There's a version of this product that costs less. You've seen it. It looks similar in the photo, ships fast, and feels fine in your hand — for about six months. Then the stitching pulls, the finish cracks, the zipper sticks. You replace it. And the cycle starts again.

At Happy Hollow Farm, we make things differently. Not because it's trendy, but because we believe the things you carry every day deserve to be built to last.

What Quality Actually Means

Quality isn't a price point. It's a series of decisions made at every step of the process — decisions that are easy to skip when no one's watching and you're trying to hit a margin.

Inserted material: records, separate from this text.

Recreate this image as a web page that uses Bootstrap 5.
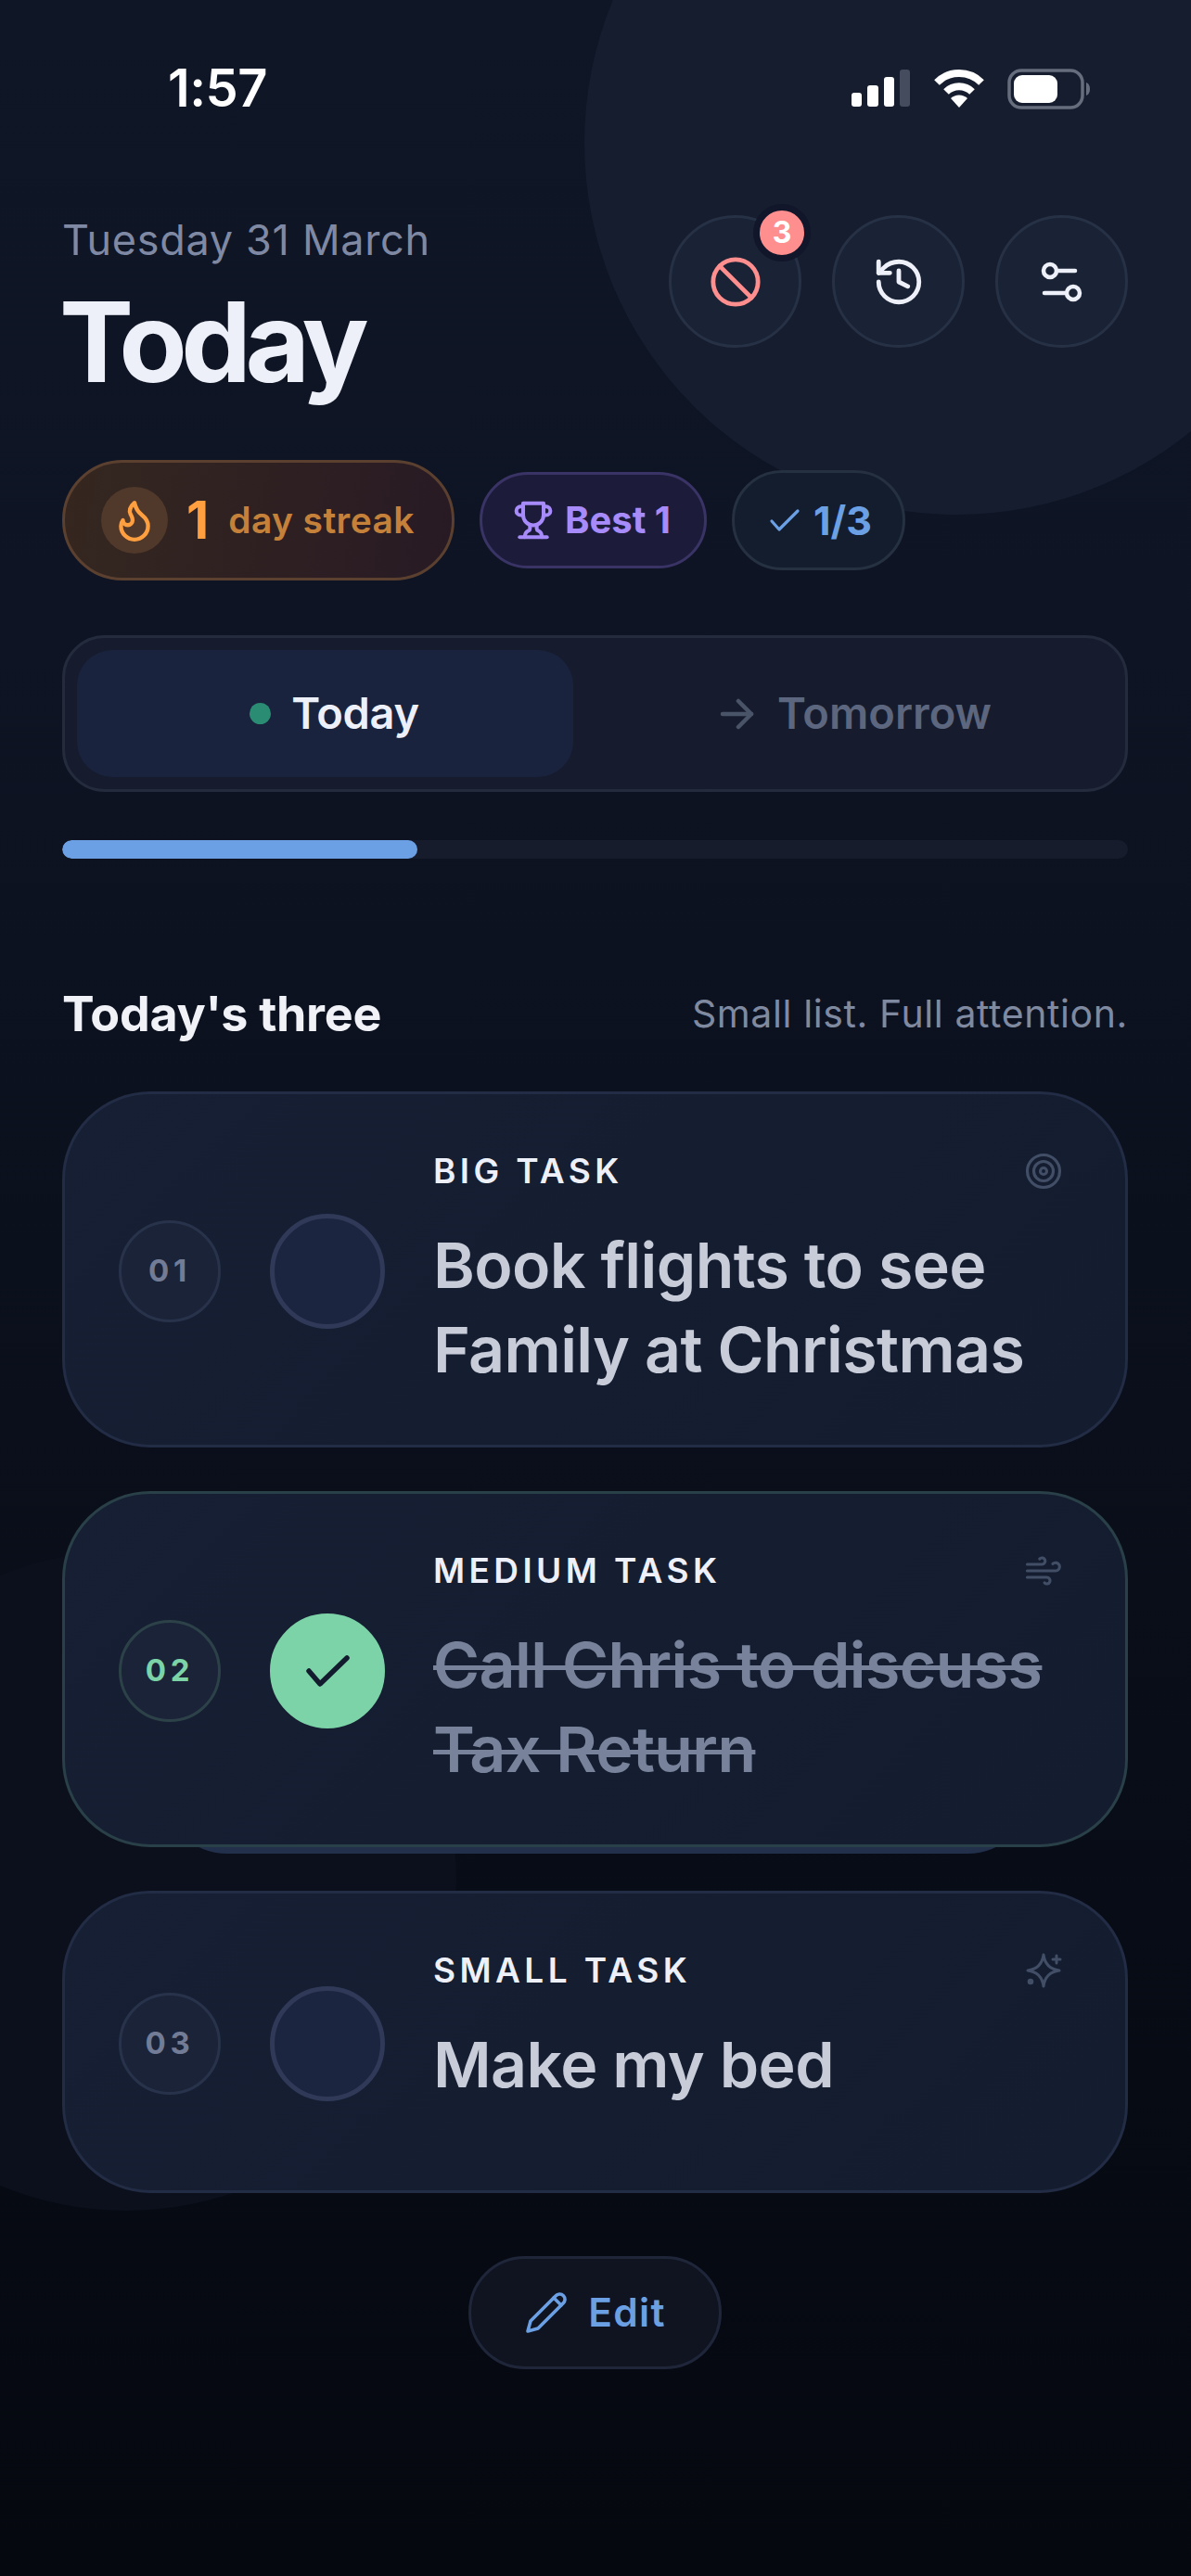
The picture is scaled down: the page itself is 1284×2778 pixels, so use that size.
<!DOCTYPE html>
<html lang="en">
<head>
    <meta charset="UTF-8">
    <meta name="viewport" content="width=device-width, initial-scale=1.0">
    <title>Today</title>
    <link rel="stylesheet" href="https://cdn.jsdelivr.net/npm/bootstrap@5.3.0/dist/css/bootstrap.min.css">
    <style>
        body {
            background: #060a14;
            font-family: "Inter", "Liberation Sans", sans-serif;
        }
        svg { display: block; flex-shrink: 0; fill: none; stroke-linecap: round; stroke-linejoin: round; }
        .screen {
            position: relative;
            z-index: 0;
            width: 1284px;
            height: 2778px;
            overflow: hidden;
            background: linear-gradient(180deg, #0f1626 0%, #0e1423 25%, #0a0f1b 55%, #05080f 100%);
        }
        .glow-top {
            position: absolute; z-index: -1;
            left: 630px; top: -247px;
            width: 802px; height: 802px;
            border-radius: 50%;
            background: #161d2e;
        }
        .glow-low {
            position: absolute; z-index: -1;
            left: -220px; top: 1672px;
            width: 712px; height: 712px;
            border-radius: 50%;
            background: #0b101c;
        }
        .status-row { height: 232px; padding: 67px 108px 0 181px; }
        .clock { font-size: 56px; font-weight: 600; line-height: 56px; color: #fff; letter-spacing: -0.5px; }
        .page-pad { padding: 0 68px 0 67px; }
        .date-line { font-size: 45px; line-height: 52px; margin-top: 1px; color: #7f89a3; letter-spacing: .7px; }
        .big-title { font-size: 120px; font-weight: 700; line-height: 130px; letter-spacing: -6.5px; color: #edf0f8; margin: 19px 0 0 -3px; }
        .round-btn {
            position: relative;
            width: 143px; height: 143px;
            border-radius: 50%;
            background: #1a2335;
            border: 3px solid #263146;
        }
        .ban-count {
            position: absolute;
            top: -15px; right: -13px;
            width: 62px; height: 62px;
            border-radius: 50%;
            background: #ff8e8e;
            border: 7px solid #11162a;
            color: #fff;
            font-size: 32px;
            font-weight: 700;
        }
        .head-row { height: 264px; }
        .chip-row { gap: 27px; height: 130px; }
        .chip {
            border-radius: 60px;
            border: 3px solid;
            font-weight: 700;
        }
        .chip-fire {
            height: 130px; width: 423px;
            padding-left: 39px;
            background: linear-gradient(100deg, #35271f, #281a24);
            border-color: #5b4030;
            border-radius: 65px;
        }
        .fire-dot { width: 72px; height: 72px; border-radius: 50%; background: #50382a; margin-right: 20px; }
        .fire-num { font-size: 56px; font-weight: 700; color: #ff9f3f; margin-right: 21px; }
        .fire-text { font-size: 39px; font-weight: 600; color: #c5813a; letter-spacing: .4px; }
        .chip-best { height: 104px; width: 245px; padding-left: 33px; background: #1c1c3a; border-color: #3a3466; color: #a78bfa; font-size: 40px; gap: 12px; }
        .chip-count { height: 108px; width: 187px; padding-left: 37px; background: #141d2e; border-color: #253040; color: #6ba0e4; font-size: 43px; gap: 14px; }
        .seg-box {
            margin-top: 59px;
            height: 169px;
            padding: 13px;
            gap: 26px;
            background: #161c2d;
            border: 3px solid #232b3d;
            border-radius: 46px;
        }
        .seg-on { width: 535px; padding-left: 20px; background: #19233e; border-radius: 38px; color: #edf0f8; font-size: 47px; font-weight: 600; gap: 22px; letter-spacing: -.3px; }
        .seg-off { flex: 1; color: #5c667e; font-size: 47px; font-weight: 600; gap: 23px; letter-spacing: 0; }
        .seg-dot { width: 23px; height: 23px; border-radius: 50%; background: #2b8c74; }
        .bar-track { margin-top: 52px; height: 20px; border-radius: 10px; background: #161c2c; overflow: hidden; }
        .bar-fill { height: 100%; background: #6ba0e4; border-radius: 10px; }
        .list-head { margin-top: 131px; height: 74px; }
        .list-title { font-size: 52px; font-weight: 700; color: #f0f2f8; letter-spacing: -.3px; }
        .list-note { font-size: 41px; color: #7f89a0; letter-spacing: .6px; }
        .task-list { margin-top: 46px; gap: 47px; }
        .task {
            position: relative;
            min-height: 326px;
            padding: 61px 67px 57px 58px;
            background: linear-gradient(135deg, #161f33, #141c2f);
            border: 3px solid #222c44;
            border-radius: 95px;
        }
        .task-done { border-color: #2a4048; }
        .task-done::after {
            content: "";
            position: absolute; z-index: -1;
            left: 105px; right: 100px; bottom: -10px;
            height: 80px;
            background: #22304c;
            border-radius: 0 0 70px 70px;
        }
        .num-ring {
            width: 110px; height: 110px;
            border-radius: 50%;
            background: #1a2338;
            border: 3px solid #28324a;
            color: #727c96;
            font-size: 33px;
            font-weight: 700;
            letter-spacing: 4.8px;
            margin-right: 53px;
        }
        .task-done .num-ring { border-color: #2c4248; color: #7dd3a8; }
        .tick-ring {
            width: 124px; height: 124px;
            border-radius: 50%;
            background: #1c2540;
            border: 5px solid #303a58;
            margin-right: 52px;
        }
        .task-done .tick-ring { background: #7dd3a8; border-color: #7dd3a8; }
        .task-body { flex: 1; min-width: 0; }
        .task-kind { height: 44px; font-size: 37px; font-weight: 600; letter-spacing: 4.4px; color: #edf0f8; }
        .task-name { margin: 34px 0 0; font-size: 68px; font-weight: 600; line-height: 91px; letter-spacing: -.6px; color: #c8ccd9; }
        .task-done .task-name { color: #78839b; text-decoration: line-through; text-decoration-thickness: 5px; }
        .edit-btn {
            margin-top: 68px;
            width: 273px; height: 122px;
            gap: 21px;
            border-radius: 61px;
            background: #0f1420;
            border: 3px solid #20263a;
            color: #6ba0e4;
            font-size: 42.5px;
            font-weight: 600;
            letter-spacing: 1.3px;
        }
    </style>
</head>
<body class="m-0">
<div class="screen">
    <div class="glow-top"></div>
    <div class="glow-low"></div>

    <div class="status-row d-flex justify-content-between align-items-start">
        <div class="clock">1:57</div>
        <div class="d-flex align-items-center" style="gap:24px;margin-top:7px">
            <svg width="64" height="42" viewBox="0 0 64 42"><rect x="0" y="25" width="11" height="15" rx="3" fill="#fff"/><rect x="17" y="17" width="12" height="23" rx="3" fill="#fff"/><rect x="35" y="8" width="11" height="32" rx="3" fill="#fff"/><rect x="52" y="0" width="11" height="40" rx="3" fill="#454c5e"/></svg>
            <svg width="56" height="42" viewBox="0 0 56 42"><path d="M4 14A34 34 0 0 1 52 14" stroke="#fff" stroke-width="8" stroke-linecap="butt"/><path d="M14 24A20 20 0 0 1 42 24" stroke="#fff" stroke-width="8" stroke-linecap="butt"/><path d="M19 31A13 13 0 0 1 37 31L28 41Z" fill="#fff"/></svg>
            <svg width="90" height="44" viewBox="0 0 90 44"><rect x="2" y="2" width="79" height="40" rx="13" stroke="#666d7d" stroke-width="3.5"/><rect x="7" y="7" width="47" height="30" rx="9" fill="#fff"/><path d="M85 15c3 1 4 4 4 7s-1 6-4 7Z" fill="#666d7d"/></svg>
        </div>
    </div>

    <div class="page-pad">
        <div class="head-row d-flex justify-content-between align-items-start">
            <div>
                <div class="date-line">Tuesday 31 March</div>
                <h1 class="big-title">Today</h1>
            </div>
            <div class="d-flex" style="gap:33px">
                <div class="round-btn d-flex align-items-center justify-content-center">
                    <svg width="58" height="58" viewBox="0 0 24 24" stroke="#ff8e8e" stroke-width="2"><circle cx="12" cy="12" r="10"/><path d="m4.9 4.9 14.2 14.2"/></svg>
                    <span class="ban-count d-flex align-items-center justify-content-center">3</span>
                </div>
                <div class="round-btn d-flex align-items-center justify-content-center">
                    <svg width="58" height="58" viewBox="0 0 24 24" stroke="#edf0f8" stroke-width="2"><path d="M3 12a9 9 0 1 0 9-9 9.75 9.75 0 0 0-6.74 2.74L3 8"/><path d="M3 3v5h5"/><path d="M12 7v5l4 2"/></svg>
                </div>
                <div class="round-btn d-flex align-items-center justify-content-center">
                    <svg width="58" height="58" viewBox="0 0 58 58" stroke="#edf0f8" stroke-width="4.5"><circle cx="16" cy="17" r="7"/><path d="M24 17h19"/><circle cx="41" cy="41" r="7"/><path d="M10 41h23"/></svg>
                </div>
            </div>
        </div>

        <div class="chip-row d-flex align-items-center">
            <div class="chip chip-fire d-flex align-items-center">
                <div class="fire-dot d-flex align-items-center justify-content-center">
                    <svg width="50" height="50" viewBox="0 0 24 24" stroke="#ff9f3f" stroke-width="2.1"><path d="M8.5 14.5A2.5 2.5 0 0 0 11 12c0-1.38-.5-2-1-3-1.072-2.143-.224-4.054 2-6 .5 2.5 2 4.9 4 6.5 2 1.6 3 3.5 3 5.5a7 7 0 1 1-14 0c0-1.153.433-2.294 1-3a2.5 2.5 0 0 0 2.5 2.5z"/></svg>
                </div>
                <span class="fire-num">1</span>
                <span class="fire-text">day streak</span>
            </div>
            <div class="chip chip-best d-flex align-items-center">
                <svg width="44" height="44" viewBox="0 0 24 24" stroke="#a78bfa" stroke-width="2.2"><path d="M6 9H4.5a2.5 2.5 0 0 1 0-5H6"/><path d="M18 9h1.5a2.5 2.5 0 0 0 0-5H18"/><path d="M4 22h16"/><path d="M10 14.66V17c0 .55-.47.98-.97 1.21C7.85 18.75 7 20.24 7 22"/><path d="M14 14.66V17c0 .55.47.98.97 1.21C16.15 18.75 17 20.24 17 22"/><path d="M18 2H6v7a6 6 0 0 0 12 0V2Z"/></svg>
                <span>Best 1</span>
            </div>
            <div class="chip chip-count d-flex align-items-center">
                <svg width="34" height="26" viewBox="0 0 34 26" stroke="#6ba0e4" stroke-width="3.2"><path d="M3 14l8 9L31 3"/></svg>
                <span>1/3</span>
            </div>
        </div>

        <div class="seg-box d-flex">
            <div class="seg-on d-flex align-items-center justify-content-center">
                <span class="seg-dot"></span>
                <span>Today</span>
            </div>
            <div class="seg-off d-flex align-items-center justify-content-center">
                <svg width="40" height="36" viewBox="0 0 40 36" stroke="#4a5468" stroke-width="4.5"><path d="M4 18h31"/><path d="M21 4l14 14-14 14"/></svg>
                <span>Tomorrow</span>
            </div>
        </div>

        <div class="bar-track"><div class="bar-fill" style="width:33.3%"></div></div>

        <div class="list-head d-flex justify-content-between align-items-center">
            <div class="list-title">Today's three</div>
            <div class="list-note">Small list. Full attention.</div>
        </div>

        <div class="task-list d-flex flex-column">
            <div class="task d-flex align-items-center">
                <div class="num-ring d-flex align-items-center justify-content-center">01</div>
                <div class="tick-ring"></div>
                <div class="task-body align-self-start">
                    <div class="task-kind d-flex justify-content-between align-items-center">
                        <span>BIG TASK</span>
                        <svg width="42" height="42" viewBox="0 0 24 24" stroke="#414e66" stroke-width="1.8"><circle cx="12" cy="12" r="10"/><circle cx="12" cy="12" r="6"/><circle cx="12" cy="12" r="2"/></svg>
                    </div>
                    <p class="task-name">Book flights to see Family at Christmas</p>
                </div>
            </div>
            <div class="task task-done d-flex align-items-center">
                <div class="num-ring d-flex align-items-center justify-content-center">02</div>
                <div class="tick-ring d-flex align-items-center justify-content-center">
                    <svg width="60" height="60" viewBox="0 0 60 60" stroke="#131b2e" stroke-width="5.5"><path d="M10 30l12 14L51 16"/></svg>
                </div>
                <div class="task-body align-self-start">
                    <div class="task-kind d-flex justify-content-between align-items-center">
                        <span>MEDIUM TASK</span>
                        <svg width="42" height="42" viewBox="0 0 24 24" stroke="#414e66" stroke-width="1.8"><path d="M17.7 7.7a2.5 2.5 0 1 1 1.8 4.3H2"/><path d="M9.6 4.6A2 2 0 1 1 11 8H2"/><path d="M12.6 19.4A2 2 0 1 0 14 16H2"/></svg>
                    </div>
                    <p class="task-name">Call Chris to discuss Tax Return</p>
                </div>
            </div>
            <div class="task d-flex align-items-center">
                <div class="num-ring d-flex align-items-center justify-content-center">03</div>
                <div class="tick-ring"></div>
                <div class="task-body align-self-start">
                    <div class="task-kind d-flex justify-content-between align-items-center">
                        <span>SMALL TASK</span>
                        <svg width="42" height="42" viewBox="0 0 42 42" stroke="#414e66" stroke-width="3"><path d="M21 4Q23 19 38 21Q23 23 21 38Q19 23 4 21Q19 19 21 4Z"/><path d="M35 5v8M31 9h8"/><circle cx="7" cy="33" r="1.8" fill="#414e66"/></svg>
                    </div>
                    <p class="task-name">Make my bed</p>
                </div>
            </div>
        </div>

        <div class="d-flex justify-content-center">
            <div class="edit-btn d-flex align-items-center justify-content-center">
                <svg width="48" height="48" viewBox="0 0 24 24" stroke="#6ba0e4" stroke-width="1.8"><path d="M17 3a2.85 2.83 0 1 1 4 4L7.5 20.5 2 22l1.5-5.5Z"/><path d="m16 4 4 4"/></svg>
                <span>Edit</span>
            </div>
        </div>
    </div>
</div>
</body>
</html>
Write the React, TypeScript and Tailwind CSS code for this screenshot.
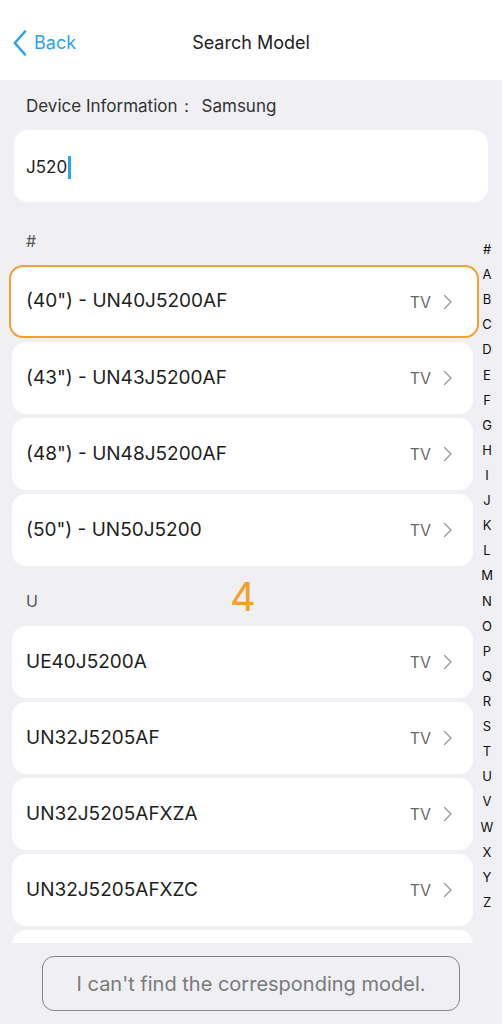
import { Fragment } from 'react'

const letters = ['#', 'A', 'B', 'C', 'D', 'E', 'F', 'G', 'H', 'I', 'J', 'K', 'L', 'M', 'N', 'O', 'P', 'Q', 'R', 'S', 'T', 'U', 'V', 'W', 'X', 'Y', 'Z']

const groups = [
  { title: '#', items: ['(40") - UN40J5200AF', '(43") - UN43J5200AF', '(48") - UN48J5200AF', '(50") - UN50J5200'] },
  { title: 'U', items: ['UE40J5200A', 'UN32J5205AF', 'UN32J5205AFXZA', 'UN32J5205AFXZC', ''] },
]

function Chevron() {
  return (
    <svg width="9" height="16" viewBox="0 0 9 16" fill="none">
      <path d="M1.5 1.5 L8 8 L1.5 14.5" stroke="#9a9a9a" strokeWidth="1.4" strokeLinecap="round" strokeLinejoin="round" />
    </svg>
  )
}

function Row({ name, active }: { name: string; active?: boolean }) {
  return (
    <div
      className={
        active
          ? 'h-[73px] -ml-[3px] -mt-[1px] mb-[4px] w-[470px] rounded-[14px] border-2 border-[#f5a02a] bg-white flex items-center pl-[15px] pr-[25px] shrink-0'
          : 'h-[72px] w-[461px] rounded-[14px] bg-white flex items-center pl-[14px] pr-[21px] shrink-0 mb-[4px]'
      }
    >
      <span className="flex-1 text-[19px] text-[#1e1e1e]">{name}</span>
      {name && (
        <Fragment>
          <span className="text-[16px] text-[#6b6b6b] mr-[12px]">TV</span>
          <Chevron />
        </Fragment>
      )}
    </div>
  )
}

export default function App() {
  return (
    <div
      className="relative w-[502px] h-[1024px] bg-[#efeff4] flex flex-col overflow-hidden"
      style={{ fontFamily: 'Inter, "Noto Sans", sans-serif' }}
    >
      <div className="h-[80px] bg-white relative flex items-center pt-[5px] shrink-0">
        <div className="flex items-center pl-[13px] gap-[7px] text-[#2ba4e5] text-[18px]">
          <svg width="14" height="26" viewBox="0 0 14 26" fill="none">
            <path d="M12 1.5 L1.8 13 L12 24.5" stroke="#2ba4e5" strokeWidth="2.6" strokeLinecap="round" strokeLinejoin="round" />
          </svg>
          <span>Back</span>
        </div>
        <div className="absolute inset-x-0 text-center text-[18px] text-[#222] pointer-events-none">Search Model</div>
      </div>

      <div className="h-[50px] flex items-center pt-[4px] pl-[26px] text-[17px] text-[#333] shrink-0">
        Device Information：<span className="ml-[7px]">Samsung</span>
      </div>

      <div className="mx-[14px] h-[72px] rounded-[14px] bg-white flex items-center pt-[3px] pl-[12px] text-[17px] text-[#222] shrink-0">
        J520
        <span className="inline-block w-[3px] h-[23px] bg-[#2ba4e5] ml-[1px]" />
      </div>

      <div className="h-[943px] overflow-hidden shrink-0 pl-[12px] -mb-[300px]">
        {groups.map((g, gi) => (
          <div key={g.title}>
            <div className={gi === 0 ? 'h-[64px] pt-[28px] pl-[14px] text-[16px] text-[#555] leading-[22px]' : 'h-[56px] pt-[20px] pl-[14px] text-[16px] text-[#555] leading-[22px]'}>
              {g.title}
            </div>
            {g.items.map((it, i) => (
              <Row key={i} name={it} active={gi === 0 && i === 0} />
            ))}
          </div>
        ))}
      </div>

      <div className="absolute top-[943px] left-0 w-[502px] h-[81px] bg-[#efeff4] flex justify-center pt-[13px]">
        <div className="w-[418px] h-[55px] rounded-[12px] border border-[#858585] flex items-center justify-center text-[20px] text-[#7a7a7a]">
          I can't find the corresponding model.
        </div>
      </div>

      <div className="absolute top-[237px] right-[2px] w-[26px] flex flex-col items-center">
        {letters.map((l) => (
          <div key={l} className="h-[25.12px] leading-[25px] text-[13px] text-[#111]">{l}</div>
        ))}
      </div>

      <div className="absolute top-[575px] left-[230px] text-[40px] leading-[44px] text-[#f5a02a]">4</div>
    </div>
  )
}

Here's what those decisions look like for us:

  • We start with the right leather. Full-grain, vegetable-tanned hides from Wickett & Craig — one of America's last traditional tanneries. #1 grade only. No splits, no corrected grain, no shortcuts.
  • We let the leather develop naturally. Vegetable tanning takes 14 days. It produces leather that breathes, ages, and develops a patina unique to the person carrying it. It costs more and takes longer than chrome tanning. We do it anyway.
  • We use hardware that holds. Solid brass and stainless steel. Excella YKK zippers. The kind of hardware that outlasts the leather if you let it.
  • We stitch by hand or with precision machines. Every seam is meant to hold under daily use for years, not months.
  • We finish the edges. Burnished, not raw. It's a detail most people don't notice until they see a product that skipped it.

Why It Matters

A well-made leather good doesn't just last longer — it gets better. The leather softens and conforms to how you use it. The patina deepens. It becomes yours in a way that a mass-produced product never does.

We make things in East Tennessee, by hand, with materials we'd stake our name on. That's the value of quality. Not just what it costs — what it's worth.